Work required:
Only the number is wanted: how many lines hold the word "React"?

========================================

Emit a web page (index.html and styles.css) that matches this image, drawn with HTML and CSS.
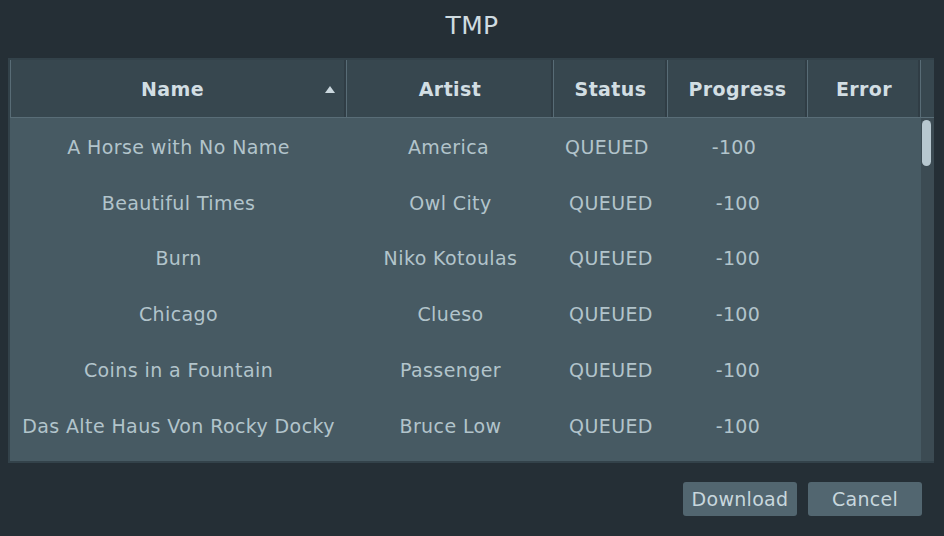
FILE: index.html
```html
<!DOCTYPE html>
<html>
<head>
<meta charset="utf-8">
<link rel="stylesheet" href="styles.css">
</head>
<body>
<div class="dialog">
  <div class="title">TMP</div>
  <div class="frame">
    <div class="grid header">
      <div class="hcell sorted">Name<span class="sort-arrow"></span></div>
      <div class="hcell">Artist</div>
      <div class="hcell">Status</div>
      <div class="hcell">Progress</div>
      <div class="hcell">Error</div>
      <div class="hcell corner"></div>
    </div>
    <div class="body">
      <div class="rows">
        <div class="grid row first"><div class="cell">A Horse with No Name</div><div class="cell">America</div><div class="cell">QUEUED</div><div class="cell">-100</div><div class="cell"></div></div>
        <div class="grid row"><div class="cell">Beautiful Times</div><div class="cell">Owl City</div><div class="cell">QUEUED</div><div class="cell">-100</div><div class="cell"></div></div>
        <div class="grid row"><div class="cell">Burn</div><div class="cell">Niko Kotoulas</div><div class="cell">QUEUED</div><div class="cell">-100</div><div class="cell"></div></div>
        <div class="grid row"><div class="cell">Chicago</div><div class="cell">Clueso</div><div class="cell">QUEUED</div><div class="cell">-100</div><div class="cell"></div></div>
        <div class="grid row"><div class="cell">Coins in a Fountain</div><div class="cell">Passenger</div><div class="cell">QUEUED</div><div class="cell">-100</div><div class="cell"></div></div>
        <div class="grid row"><div class="cell">Das Alte Haus Von Rocky Docky</div><div class="cell">Bruce Low</div><div class="cell">QUEUED</div><div class="cell">-100</div><div class="cell"></div></div>
      </div>
      <div class="scrollbar"><div class="thumb"></div></div>
    </div>
  </div>
  <div class="actions">
    <button class="btn">Download</button>
    <button class="btn">Cancel</button>
  </div>
</div>
</body>
</html>
```

FILE: styles.css
```css
* { box-sizing: border-box; }
html, body {
  margin: 0;
  padding: 0;
  background: #252f36;
  font-family: "DejaVu Sans", "Liberation Sans", sans-serif;
}
.dialog {
  width: 944px;
  height: 536px;
  display: flex;
  flex-direction: column;
}
.title {
  height: 48px;
  padding-top: 11px;
  text-align: center;
  font-size: 25px;
  line-height: 30px;
  color: #cfdbe0;
  letter-spacing: 0.3px;
}
.frame {
  margin: 10px 10px 0 8px;
  height: 405px;
  padding: 2px 0 2px 2px;
  background: #33424a;
  display: flex;
  flex-direction: column;
}
.grid {
  display: grid;
  grid-template-columns: 337px 207px 114px 140px 113px 13px;
}
.header {
  background: #37474f;
  border-bottom: 1px solid #596d77;
  height: 58px;
}
.hcell {
  position: relative;
  display: flex;
  align-items: center;
  justify-content: center;
  font-weight: bold;
  font-size: 19px;
  letter-spacing: 0.4px;
  color: #d2dee3;
  border-right: 1px solid #586c76;
  box-shadow: inset -2px 0 0 #303d45;
}
.hcell.sorted {
  border-left: 1px solid #586c76;
  padding-right: 12px;
}
.hcell.corner {
  border-right: none;
  box-shadow: none;
}
.sort-arrow {
  position: absolute;
  right: 11px;
  top: 26px;
  width: 0;
  height: 0;
  border-left: 5px solid transparent;
  border-right: 5px solid transparent;
  border-bottom: 7px solid #cbd8de;
}
.body {
  flex: 1;
  display: flex;
  overflow: hidden;
  background: #475a63;
}
.rows {
  width: 911px;
  padding-top: 1px;
}
.row {
  grid-template-columns: 337px 207px 114px 140px 113px;
  height: 55.8px;
}
.cell {
  display: flex;
  align-items: center;
  justify-content: center;
  font-size: 19px;
  letter-spacing: 0.4px;
  color: #b2c4cb;
  white-space: nowrap;
}
.row.first .cell:nth-child(3),
.row.first .cell:nth-child(4) {
  padding-right: 8px;
}
.row.first .cell:nth-child(2) {
  padding-right: 4px;
}
.scrollbar {
  width: 13px;
  background: #3c4b53;
  padding: 2px 3px 0 1px;
}
.thumb {
  height: 46px;
  border-radius: 5px;
  background: #b7c7cf;
}
.actions {
  display: flex;
  justify-content: flex-end;
  gap: 11px;
  padding: 19px 22px 0 0;
}
.btn {
  width: 114px;
  height: 34px;
  border: none;
  border-radius: 3px;
  background: #526670;
  color: #c8d7dd;
  font-family: "DejaVu Sans", "Liberation Sans", sans-serif;
  font-size: 19px;
  letter-spacing: 0.3px;
  padding: 0;
}
```
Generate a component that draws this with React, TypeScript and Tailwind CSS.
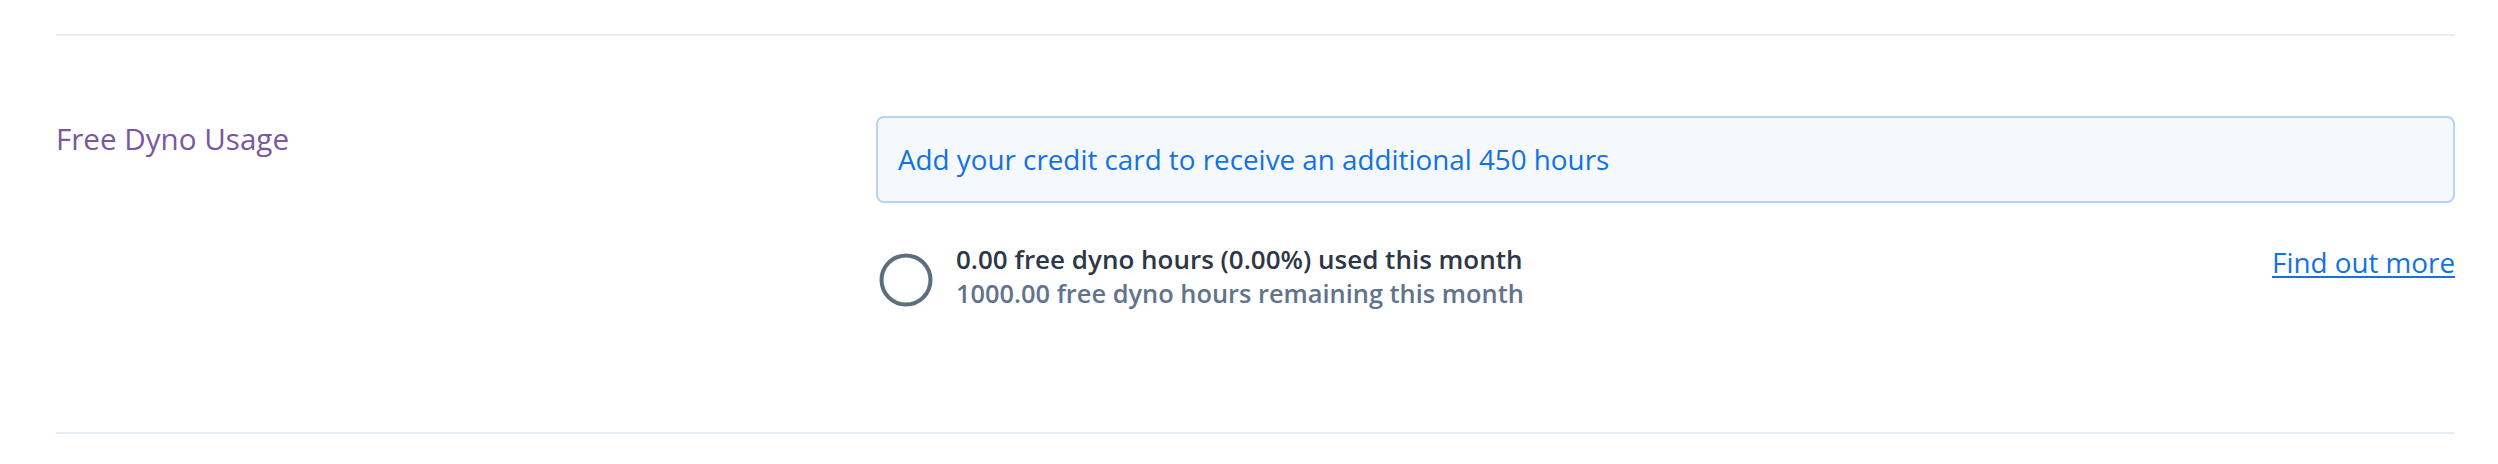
import React from 'react';

const font = { fontFamily: '"Open Sans", Lato, sans-serif' };

const UsageRing: React.FC = () => (
  <svg width="56" height="56" viewBox="0 0 56 56" className="shrink-0">
    <circle cx="28" cy="28" r="24.5" fill="none" stroke="#5d6c80" strokeWidth="4" />
    <circle cx="28" cy="28" r="22.6" fill="none" stroke="#7fb26a" strokeWidth="0.6" opacity="0.5" />
  </svg>
);

const App: React.FC = () => {
  return (
    <div className="w-full h-[464px] bg-white pt-[34px] pl-[56px] pr-[43px]" style={font}>
      <div className="h-[400px] border-t-2 border-b-2 border-[#e8ebf2] flex pt-[80px]">
        <div className="w-[820px] shrink-0">
          <h2 className="text-[29.6px] leading-[45px] text-[#79589f]">Free Dyno Usage</h2>
        </div>
        <div className="flex-1">
          <div className="h-[87px] border-2 border-[#b7d4f5] bg-[#f5f8fd] rounded-[8px] flex items-center px-[20px]">
            <span className="text-[27.8px] text-[#1272e0]">Add your credit card to receive an additional 450 hours</span>
          </div>
          <div className="mt-[39px] flex items-start justify-between">
            <div className="flex items-start gap-[22px] pl-[3px]">
              <div className="mt-[10px] -ml-[1px]">
                <UsageRing />
              </div>
              <div className="leading-[34px]">
                <div className="text-[26px] font-semibold text-[#2e3747]">0.00 free dyno hours (0.00%) used this month</div>
                <div className="text-[25.4px] font-semibold text-[#62748d]">1000.00 free dyno hours remaining this month</div>
              </div>
            </div>
            <a href="#" className="text-[27.8px] leading-[40px] text-[#1272e0] underline underline-offset-[3px] decoration-2">
              Find out more
            </a>
          </div>
        </div>
      </div>
    </div>
  );
};

export default App;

========================================

Exercise answer:
4